▸ **What you are asked to do**: Collect all lines containing the word "TypeScript" from the data.

▸ **Entries**:
....

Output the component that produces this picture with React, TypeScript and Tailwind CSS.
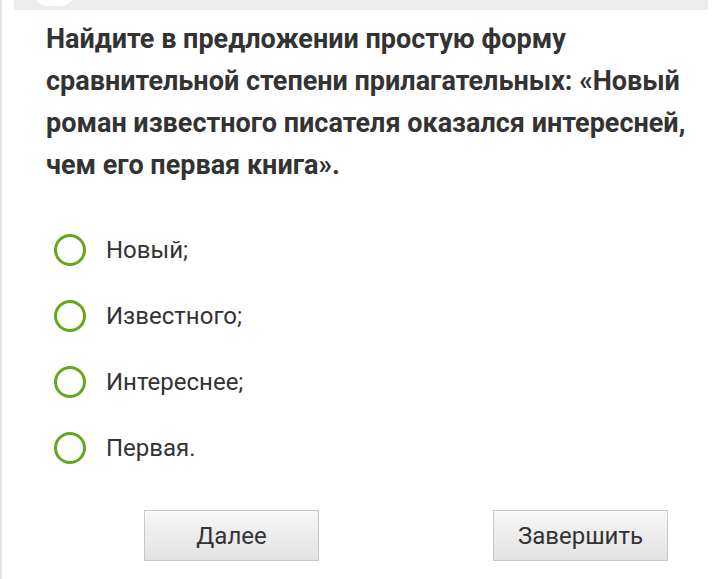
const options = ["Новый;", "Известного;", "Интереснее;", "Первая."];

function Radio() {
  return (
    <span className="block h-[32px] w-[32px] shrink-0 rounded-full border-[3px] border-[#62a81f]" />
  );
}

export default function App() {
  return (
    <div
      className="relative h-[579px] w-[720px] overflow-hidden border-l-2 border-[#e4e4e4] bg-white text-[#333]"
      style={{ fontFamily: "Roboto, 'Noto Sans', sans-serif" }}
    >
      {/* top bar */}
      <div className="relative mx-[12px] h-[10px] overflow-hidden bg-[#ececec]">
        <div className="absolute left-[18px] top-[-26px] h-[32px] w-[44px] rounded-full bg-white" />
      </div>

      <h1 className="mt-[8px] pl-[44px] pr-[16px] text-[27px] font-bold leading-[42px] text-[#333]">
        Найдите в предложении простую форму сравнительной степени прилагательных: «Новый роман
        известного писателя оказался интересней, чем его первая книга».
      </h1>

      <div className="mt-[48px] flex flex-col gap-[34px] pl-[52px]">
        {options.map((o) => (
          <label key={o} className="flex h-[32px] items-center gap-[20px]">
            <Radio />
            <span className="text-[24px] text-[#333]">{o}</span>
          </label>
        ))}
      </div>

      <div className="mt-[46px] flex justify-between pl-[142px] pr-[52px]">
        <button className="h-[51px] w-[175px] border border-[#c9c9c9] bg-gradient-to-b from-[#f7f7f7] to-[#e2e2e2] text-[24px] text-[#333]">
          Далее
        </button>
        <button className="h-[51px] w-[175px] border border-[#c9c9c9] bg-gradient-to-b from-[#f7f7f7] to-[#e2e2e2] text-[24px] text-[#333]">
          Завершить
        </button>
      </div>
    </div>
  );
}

....

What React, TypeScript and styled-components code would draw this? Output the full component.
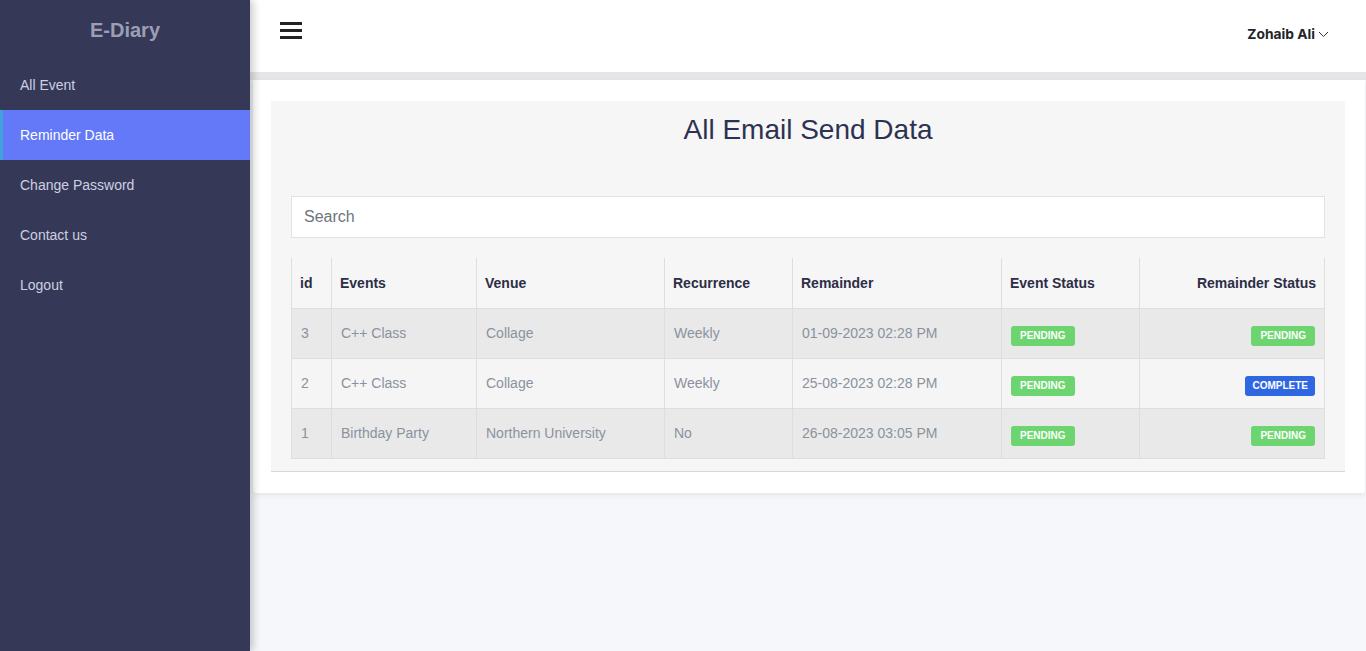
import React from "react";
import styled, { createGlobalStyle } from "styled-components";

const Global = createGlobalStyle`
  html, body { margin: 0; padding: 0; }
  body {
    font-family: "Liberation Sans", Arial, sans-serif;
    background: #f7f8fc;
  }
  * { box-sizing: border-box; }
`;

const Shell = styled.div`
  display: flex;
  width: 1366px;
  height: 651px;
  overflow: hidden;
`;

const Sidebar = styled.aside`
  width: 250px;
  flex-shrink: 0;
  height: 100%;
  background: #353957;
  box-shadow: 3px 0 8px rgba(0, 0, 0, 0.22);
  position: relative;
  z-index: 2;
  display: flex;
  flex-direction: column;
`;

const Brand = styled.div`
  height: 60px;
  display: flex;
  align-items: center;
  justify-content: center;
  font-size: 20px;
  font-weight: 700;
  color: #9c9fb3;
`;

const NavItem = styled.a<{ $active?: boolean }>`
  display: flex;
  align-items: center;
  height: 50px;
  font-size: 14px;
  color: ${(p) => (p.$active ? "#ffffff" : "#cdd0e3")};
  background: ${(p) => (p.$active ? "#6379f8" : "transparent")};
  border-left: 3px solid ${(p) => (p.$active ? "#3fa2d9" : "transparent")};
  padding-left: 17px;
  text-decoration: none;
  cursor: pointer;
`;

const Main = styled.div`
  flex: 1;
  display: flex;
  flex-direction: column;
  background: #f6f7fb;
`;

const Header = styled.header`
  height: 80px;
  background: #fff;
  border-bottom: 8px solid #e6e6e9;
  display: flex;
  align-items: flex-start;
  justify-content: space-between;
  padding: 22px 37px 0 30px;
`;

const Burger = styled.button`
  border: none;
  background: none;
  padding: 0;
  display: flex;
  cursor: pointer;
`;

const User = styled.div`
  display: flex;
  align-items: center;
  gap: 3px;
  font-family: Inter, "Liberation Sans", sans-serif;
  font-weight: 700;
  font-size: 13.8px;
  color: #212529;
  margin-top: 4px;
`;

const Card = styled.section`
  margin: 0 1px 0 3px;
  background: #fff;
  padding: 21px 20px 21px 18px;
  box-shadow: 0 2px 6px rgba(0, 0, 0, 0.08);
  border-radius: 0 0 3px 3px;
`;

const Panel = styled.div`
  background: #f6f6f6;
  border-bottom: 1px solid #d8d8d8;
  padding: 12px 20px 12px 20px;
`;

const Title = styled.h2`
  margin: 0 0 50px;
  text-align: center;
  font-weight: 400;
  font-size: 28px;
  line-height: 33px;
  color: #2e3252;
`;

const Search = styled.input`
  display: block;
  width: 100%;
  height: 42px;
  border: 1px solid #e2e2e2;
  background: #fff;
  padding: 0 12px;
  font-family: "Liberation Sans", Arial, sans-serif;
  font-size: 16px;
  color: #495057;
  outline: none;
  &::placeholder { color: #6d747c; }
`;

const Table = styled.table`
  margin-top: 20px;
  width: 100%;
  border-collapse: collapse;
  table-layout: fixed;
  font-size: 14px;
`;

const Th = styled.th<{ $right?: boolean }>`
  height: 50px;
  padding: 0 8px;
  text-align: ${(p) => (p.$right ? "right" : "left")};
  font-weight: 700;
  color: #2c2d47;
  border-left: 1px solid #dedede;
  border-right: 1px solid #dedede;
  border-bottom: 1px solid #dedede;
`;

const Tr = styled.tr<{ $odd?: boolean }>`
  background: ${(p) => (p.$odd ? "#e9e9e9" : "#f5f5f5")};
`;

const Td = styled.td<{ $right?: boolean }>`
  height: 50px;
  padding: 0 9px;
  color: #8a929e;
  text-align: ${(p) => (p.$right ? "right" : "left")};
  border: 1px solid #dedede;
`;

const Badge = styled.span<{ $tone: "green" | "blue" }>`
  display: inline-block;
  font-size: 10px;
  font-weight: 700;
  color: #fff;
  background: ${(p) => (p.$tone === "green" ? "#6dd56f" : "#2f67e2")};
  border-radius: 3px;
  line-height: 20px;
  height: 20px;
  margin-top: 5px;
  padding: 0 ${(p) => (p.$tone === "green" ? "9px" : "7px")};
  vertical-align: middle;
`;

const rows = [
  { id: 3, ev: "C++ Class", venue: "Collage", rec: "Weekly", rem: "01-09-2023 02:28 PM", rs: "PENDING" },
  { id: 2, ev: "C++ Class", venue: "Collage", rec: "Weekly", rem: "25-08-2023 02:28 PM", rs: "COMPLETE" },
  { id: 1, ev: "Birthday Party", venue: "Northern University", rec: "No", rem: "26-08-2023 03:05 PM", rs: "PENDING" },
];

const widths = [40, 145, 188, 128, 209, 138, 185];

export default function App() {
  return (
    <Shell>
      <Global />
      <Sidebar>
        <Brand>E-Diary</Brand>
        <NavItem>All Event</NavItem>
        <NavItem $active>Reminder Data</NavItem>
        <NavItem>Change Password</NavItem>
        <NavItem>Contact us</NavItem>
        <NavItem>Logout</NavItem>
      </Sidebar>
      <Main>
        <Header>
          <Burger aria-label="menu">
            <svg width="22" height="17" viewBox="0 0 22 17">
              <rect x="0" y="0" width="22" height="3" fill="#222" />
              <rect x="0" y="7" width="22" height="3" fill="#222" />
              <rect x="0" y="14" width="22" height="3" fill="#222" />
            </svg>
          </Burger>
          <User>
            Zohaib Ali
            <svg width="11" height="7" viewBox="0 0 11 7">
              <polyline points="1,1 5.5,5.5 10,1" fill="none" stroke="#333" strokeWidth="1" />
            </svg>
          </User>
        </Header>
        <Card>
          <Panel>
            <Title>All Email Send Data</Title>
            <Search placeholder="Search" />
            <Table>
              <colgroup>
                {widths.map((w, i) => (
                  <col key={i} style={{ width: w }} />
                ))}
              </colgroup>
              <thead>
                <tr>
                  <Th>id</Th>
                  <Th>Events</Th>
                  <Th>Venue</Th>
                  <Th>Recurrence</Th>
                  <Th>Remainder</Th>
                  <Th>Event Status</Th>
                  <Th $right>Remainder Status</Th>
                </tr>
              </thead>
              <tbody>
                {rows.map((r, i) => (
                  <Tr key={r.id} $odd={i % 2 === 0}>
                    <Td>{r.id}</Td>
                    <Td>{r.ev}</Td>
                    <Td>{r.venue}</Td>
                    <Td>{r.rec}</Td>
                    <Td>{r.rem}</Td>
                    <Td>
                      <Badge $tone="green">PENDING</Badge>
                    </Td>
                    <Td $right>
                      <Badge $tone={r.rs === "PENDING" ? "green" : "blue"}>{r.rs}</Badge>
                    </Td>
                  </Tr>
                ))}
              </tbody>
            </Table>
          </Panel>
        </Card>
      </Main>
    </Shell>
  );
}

....

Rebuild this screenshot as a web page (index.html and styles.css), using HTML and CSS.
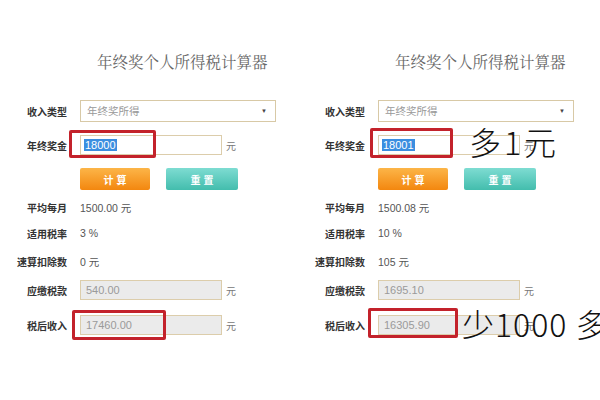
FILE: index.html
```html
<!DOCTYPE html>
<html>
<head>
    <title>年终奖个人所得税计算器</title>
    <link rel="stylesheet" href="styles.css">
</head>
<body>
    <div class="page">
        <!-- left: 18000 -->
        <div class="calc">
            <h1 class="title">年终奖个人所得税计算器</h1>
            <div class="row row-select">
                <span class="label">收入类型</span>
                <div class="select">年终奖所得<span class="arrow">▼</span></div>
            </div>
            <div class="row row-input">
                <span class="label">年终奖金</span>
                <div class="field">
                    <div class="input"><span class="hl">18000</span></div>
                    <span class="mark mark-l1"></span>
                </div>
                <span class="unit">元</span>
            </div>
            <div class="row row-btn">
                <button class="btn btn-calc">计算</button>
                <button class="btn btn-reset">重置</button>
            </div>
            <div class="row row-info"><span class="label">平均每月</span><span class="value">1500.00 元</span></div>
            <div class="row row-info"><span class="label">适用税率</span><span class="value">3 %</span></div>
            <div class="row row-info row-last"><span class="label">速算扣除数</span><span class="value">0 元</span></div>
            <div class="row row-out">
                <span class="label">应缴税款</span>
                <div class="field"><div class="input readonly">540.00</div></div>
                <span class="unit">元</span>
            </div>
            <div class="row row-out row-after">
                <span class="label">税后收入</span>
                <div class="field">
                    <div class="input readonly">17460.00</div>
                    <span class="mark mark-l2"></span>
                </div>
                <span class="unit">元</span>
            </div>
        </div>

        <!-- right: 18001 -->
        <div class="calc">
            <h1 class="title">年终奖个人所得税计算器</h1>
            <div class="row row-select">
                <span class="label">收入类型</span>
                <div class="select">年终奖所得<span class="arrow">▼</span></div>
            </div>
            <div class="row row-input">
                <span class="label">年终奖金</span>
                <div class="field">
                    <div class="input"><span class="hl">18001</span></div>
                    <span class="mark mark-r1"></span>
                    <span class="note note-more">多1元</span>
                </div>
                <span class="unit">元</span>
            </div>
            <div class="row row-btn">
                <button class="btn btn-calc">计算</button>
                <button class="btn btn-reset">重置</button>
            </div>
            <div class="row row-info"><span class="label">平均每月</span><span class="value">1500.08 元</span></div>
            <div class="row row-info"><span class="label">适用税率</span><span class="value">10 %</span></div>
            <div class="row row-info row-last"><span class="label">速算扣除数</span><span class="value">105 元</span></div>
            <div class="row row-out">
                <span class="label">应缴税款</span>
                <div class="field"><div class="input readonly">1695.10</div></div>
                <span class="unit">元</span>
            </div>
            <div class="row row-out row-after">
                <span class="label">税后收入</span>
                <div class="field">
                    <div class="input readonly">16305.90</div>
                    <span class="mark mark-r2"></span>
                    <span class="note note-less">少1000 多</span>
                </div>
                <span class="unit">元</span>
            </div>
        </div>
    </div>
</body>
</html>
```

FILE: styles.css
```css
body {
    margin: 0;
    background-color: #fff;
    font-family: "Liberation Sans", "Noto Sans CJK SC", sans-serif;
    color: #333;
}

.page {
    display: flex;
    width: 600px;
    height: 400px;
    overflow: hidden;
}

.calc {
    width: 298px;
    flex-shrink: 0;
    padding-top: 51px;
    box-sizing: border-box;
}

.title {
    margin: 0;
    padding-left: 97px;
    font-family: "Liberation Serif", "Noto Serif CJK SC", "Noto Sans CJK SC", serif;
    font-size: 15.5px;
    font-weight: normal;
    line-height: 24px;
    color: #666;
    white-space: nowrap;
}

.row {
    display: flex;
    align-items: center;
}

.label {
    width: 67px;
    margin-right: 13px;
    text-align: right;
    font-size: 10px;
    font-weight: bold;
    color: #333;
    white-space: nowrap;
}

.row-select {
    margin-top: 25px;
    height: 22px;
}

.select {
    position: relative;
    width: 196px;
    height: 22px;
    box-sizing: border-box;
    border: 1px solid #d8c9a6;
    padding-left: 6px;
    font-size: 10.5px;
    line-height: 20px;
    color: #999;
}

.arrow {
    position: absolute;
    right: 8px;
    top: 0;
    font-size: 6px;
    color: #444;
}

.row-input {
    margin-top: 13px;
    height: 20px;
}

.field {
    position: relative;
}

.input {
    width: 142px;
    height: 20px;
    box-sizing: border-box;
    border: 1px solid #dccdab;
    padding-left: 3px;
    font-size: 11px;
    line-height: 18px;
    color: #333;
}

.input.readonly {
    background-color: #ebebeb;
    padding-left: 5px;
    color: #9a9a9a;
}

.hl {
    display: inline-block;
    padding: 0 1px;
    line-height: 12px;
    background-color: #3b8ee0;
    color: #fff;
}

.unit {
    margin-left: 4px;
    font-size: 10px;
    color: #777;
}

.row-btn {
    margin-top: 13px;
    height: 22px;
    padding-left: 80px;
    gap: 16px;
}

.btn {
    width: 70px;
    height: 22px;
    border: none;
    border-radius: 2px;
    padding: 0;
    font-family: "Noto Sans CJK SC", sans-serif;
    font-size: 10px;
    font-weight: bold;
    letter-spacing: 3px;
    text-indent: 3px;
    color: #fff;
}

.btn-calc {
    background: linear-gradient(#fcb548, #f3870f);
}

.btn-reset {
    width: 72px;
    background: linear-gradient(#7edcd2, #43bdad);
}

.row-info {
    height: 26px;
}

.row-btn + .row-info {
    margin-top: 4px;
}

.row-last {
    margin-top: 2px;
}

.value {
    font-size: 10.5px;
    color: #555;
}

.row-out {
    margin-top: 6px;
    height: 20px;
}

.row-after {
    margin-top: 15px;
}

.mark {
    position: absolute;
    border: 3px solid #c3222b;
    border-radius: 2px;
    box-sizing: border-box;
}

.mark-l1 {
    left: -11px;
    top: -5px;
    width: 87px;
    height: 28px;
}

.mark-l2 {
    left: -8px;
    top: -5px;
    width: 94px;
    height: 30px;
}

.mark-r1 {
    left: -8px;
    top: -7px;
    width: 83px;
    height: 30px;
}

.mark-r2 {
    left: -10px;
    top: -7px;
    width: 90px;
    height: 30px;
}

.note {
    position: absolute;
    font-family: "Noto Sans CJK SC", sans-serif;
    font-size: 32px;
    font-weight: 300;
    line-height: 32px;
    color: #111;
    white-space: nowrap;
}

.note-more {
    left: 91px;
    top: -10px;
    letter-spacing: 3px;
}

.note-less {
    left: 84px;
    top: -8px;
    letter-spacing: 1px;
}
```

....

▸ **Result for this exercise**:
Output the component that produces this picture with React, TypeScript and Tailwind CSS.
What React, TypeScript and styled-components code would draw this? Output the full component.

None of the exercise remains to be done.